start

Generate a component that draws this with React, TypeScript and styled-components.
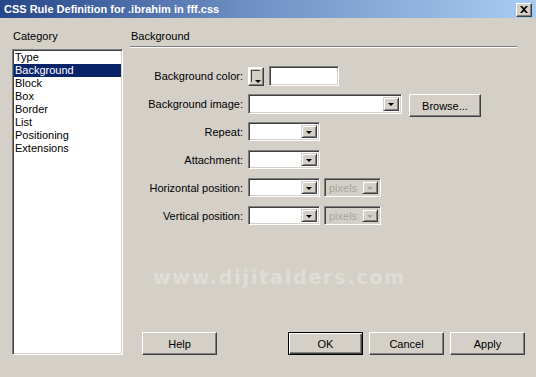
import styled, { createGlobalStyle } from "styled-components";

const GlobalStyle = createGlobalStyle`
  body {
    margin: 0;
    background: #d4d0c8;
    font-family: "Liberation Sans", Arial, sans-serif;
    font-size: 11px;
    color: #000;
  }
`;

const Window = styled.div`
  width: 536px;
  height: 377px;
  display: flex;
  flex-direction: column;
  background: #d4d0c8;
  overflow: hidden;
`;

const TitleBar = styled.div`
  height: 18px;
  display: flex;
  align-items: center;
  justify-content: space-between;
  padding: 0 4px 0 4px;
  background: linear-gradient(to right, #26468a 0%, #6d8ec2 45%, #a8ccf2 100%);
`;

const Title = styled.span`
  color: #fff;
  font-weight: bold;
  font-size: 11px;
`;

const CloseButton = styled.div`
  width: 14px;
  height: 12px;
  display: flex;
  align-items: center;
  justify-content: center;
  background: #d4d0c8;
  border: 1px solid;
  border-color: #fff #404040 #404040 #fff;
  box-shadow: inset -1px -1px #808080;
  margin-top: 1px;
`;

const Main = styled.div`
  flex: 1;
  display: flex;
  gap: 7px;
  padding: 12px 11px 22px 12px;
`;

const Sidebar = styled.div`
  width: 111px;
  display: flex;
  flex-direction: column;
`;

const Caption = styled.div`
  height: 13px;
  line-height: 13px;
  padding-left: 1px;
`;

const ListBox = styled.div`
  flex: 1;
  margin-top: 6px;
  background: #fff;
  border: 1px solid;
  border-color: #808080 #fff #fff #808080;
  box-shadow: inset 1px 1px #404040, inset -1px -1px #d4d0c8;
  padding: 1px;
`;

const ListItem = styled.div<{ $selected?: boolean }>`
  height: 13px;
  line-height: 13px;
  padding-left: 1px;
  background: ${(p) => (p.$selected ? "#0a246a" : "transparent")};
  color: ${(p) => (p.$selected ? "#fff" : "#000")};
`;

const Panel = styled.div`
  flex: 1;
  display: flex;
  flex-direction: column;
`;

const Rule = styled.div`
  margin: 3px 8px 0 0;
  height: 0;
  border-top: 1px solid #808080;
  border-bottom: 1px solid #fff;
`;

const Form = styled.div`
  margin-top: 18px;
  display: grid;
  grid-template-columns: 113px auto;
  grid-auto-rows: 20px;
  column-gap: 5px;
  row-gap: 8px;
`;

const Label = styled.div`
  text-align: right;
  align-self: center;
  white-space: nowrap;
`;

const Controls = styled.div<{ $gap?: number }>`
  display: flex;
  align-items: flex-start;
  gap: ${(p) => p.$gap ?? 4}px;
`;

const sunken = `
  border: 1px solid;
  border-color: #808080 #fff #fff #808080;
  box-shadow: inset 1px 1px #404040, inset -1px -1px #d4d0c8;
`;

const TextInput = styled.div<{ $width: number }>`
  box-sizing: border-box;
  width: ${(p) => p.$width}px;
  height: 20px;
  background: #fff;
  ${sunken}
`;

const Swatch = styled.div`
  position: relative;
  box-sizing: border-box;
  width: 16px;
  height: 19px;
  margin-top: 1px;
  background: #d4d0c8;
  border: 1px solid;
  border-color: #fff #404040 #404040 #fff;
  box-shadow: inset -1px -1px #808080, inset 1px 1px #fff;
  &::before {
    content: "";
    position: absolute;
    left: 2px;
    top: 2px;
    width: 8px;
    height: 11px;
    border-left: 1px solid #404040;
    border-top: 1px solid #404040;
  }
  &::after {
    content: "";
    position: absolute;
    right: 2px;
    bottom: 2px;
    border-left: 3px solid transparent;
    border-right: 3px solid transparent;
    border-top: 3px solid #000;
  }
`;

const SelectBox = styled.div<{ $width: number; $height?: number; $disabled?: boolean }>`
  box-sizing: border-box;
  width: ${(p) => p.$width}px;
  height: ${(p) => p.$height ?? 19}px;
  display: flex;
  align-items: stretch;
  padding: 2px;
  background: ${(p) => (p.$disabled ? "#d4d0c8" : "#fff")};
  color: #a8a49c;
  ${sunken}
`;

const SelectValue = styled.div`
  flex: 1;
  line-height: 15px;
  padding-left: 2px;
  overflow: hidden;
`;

const DropButton = styled.div<{ $disabled?: boolean }>`
  box-sizing: border-box;
  width: 16px;
  display: flex;
  align-items: center;
  justify-content: center;
  background: #d4d0c8;
  border: 1px solid;
  border-color: #d4d0c8 #404040 #404040 #d4d0c8;
  box-shadow: inset 1px 1px #fff, inset -1px -1px #808080;
  &::after {
    content: "";
    border-left: 3px solid transparent;
    border-right: 3px solid transparent;
    border-top: 3px solid ${(p) => (p.$disabled ? "#a8a49c" : "#000")};
    margin-top: 1px;
  }
`;

const Button = styled.div<{ $default?: boolean; $width?: number }>`
  box-sizing: border-box;
  width: ${(p) => p.$width ?? 75}px;
  height: 23px;
  display: flex;
  align-items: center;
  justify-content: center;
  background: #d4d0c8;
  border: 1px solid;
  border-color: ${(p) => (p.$default ? "#000" : "#fff #404040 #404040 #fff")};
  box-shadow: ${(p) =>
    p.$default
      ? "inset 1px 1px #fff, inset -1px -1px #404040, inset -2px -2px #808080"
      : "inset -1px -1px #808080, inset 1px 1px #d4d0c8"};
`;

const Watermark = styled.div`
  margin: 42px 0 0 23px;
  font-family: "DejaVu Sans", Verdana, sans-serif;
  font-weight: bold;
  font-size: 19px;
  letter-spacing: 1.8px;
  color: #e0ddd7;
  line-height: 18px;
  white-space: nowrap;
`;

const ButtonRow = styled.div`
  margin-top: auto;
  display: flex;
  align-items: center;
  padding-left: 12px;
`;

const ButtonGroup = styled.div`
  margin-left: auto;
  display: flex;
  gap: 6px;
`;

function Select({
  width,
  height,
  value,
  disabled,
}: {
  width: number;
  height?: number;
  value?: string;
  disabled?: boolean;
}) {
  return (
    <SelectBox $width={width} $height={height} $disabled={disabled}>
      <SelectValue>{value}</SelectValue>
      <DropButton $disabled={disabled} />
    </SelectBox>
  );
}

const categories = [
  "Type",
  "Background",
  "Block",
  "Box",
  "Border",
  "List",
  "Positioning",
  "Extensions",
];

export default function App() {
  return (
    <>
      <GlobalStyle />
      <Window>
        <TitleBar>
          <Title>CSS Rule Definition for .ibrahim in fff.css</Title>
          <CloseButton>
            <svg width="8" height="7" viewBox="0 0 8 7">
              <path d="M0 0h2l2 2 2-2h2L5 3.5 8 7H6L4 5 2 7H0l3-3.5z" fill="#000" />
            </svg>
          </CloseButton>
        </TitleBar>
        <Main>
          <Sidebar>
            <Caption>Category</Caption>
            <ListBox>
              {categories.map((c) => (
                <ListItem key={c} $selected={c === "Background"}>
                  {c}
                </ListItem>
              ))}
            </ListBox>
          </Sidebar>
          <Panel>
            <Caption>Background</Caption>
            <Rule />
            <Form>
              <Label>Background color:</Label>
              <Controls $gap={5}>
                <Swatch />
                <TextInput $width={70} />
              </Controls>

              <Label>Background image:</Label>
              <Controls $gap={7}>
                <Select width={154} height={20} />
                <Button $width={72}>Browse...</Button>
              </Controls>

              <Label>Repeat:</Label>
              <Controls>
                <Select width={72} />
              </Controls>

              <Label>Attachment:</Label>
              <Controls>
                <Select width={72} />
              </Controls>

              <Label>Horizontal position:</Label>
              <Controls>
                <Select width={72} />
                <Select width={57} value="pixels" disabled />
              </Controls>

              <Label>Vertical position:</Label>
              <Controls>
                <Select width={72} />
                <Select width={57} value="pixels" disabled />
              </Controls>
            </Form>
            <Watermark>www.dijitalders.com</Watermark>
            <ButtonRow>
              <Button>Help</Button>
              <ButtonGroup>
                <Button $default>OK</Button>
                <Button>Cancel</Button>
                <Button>Apply</Button>
              </ButtonGroup>
            </ButtonRow>
          </Panel>
        </Main>
      </Window>
    </>
  );
}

end

§ INSTRUCTIONS FOR THE TASK:
From the listing, copy every line where the string "components" appears.

§ OUTPUT:
Generate a component that draws this with React, TypeScript and styled-components.
import styled, { createGlobalStyle } from "styled-components";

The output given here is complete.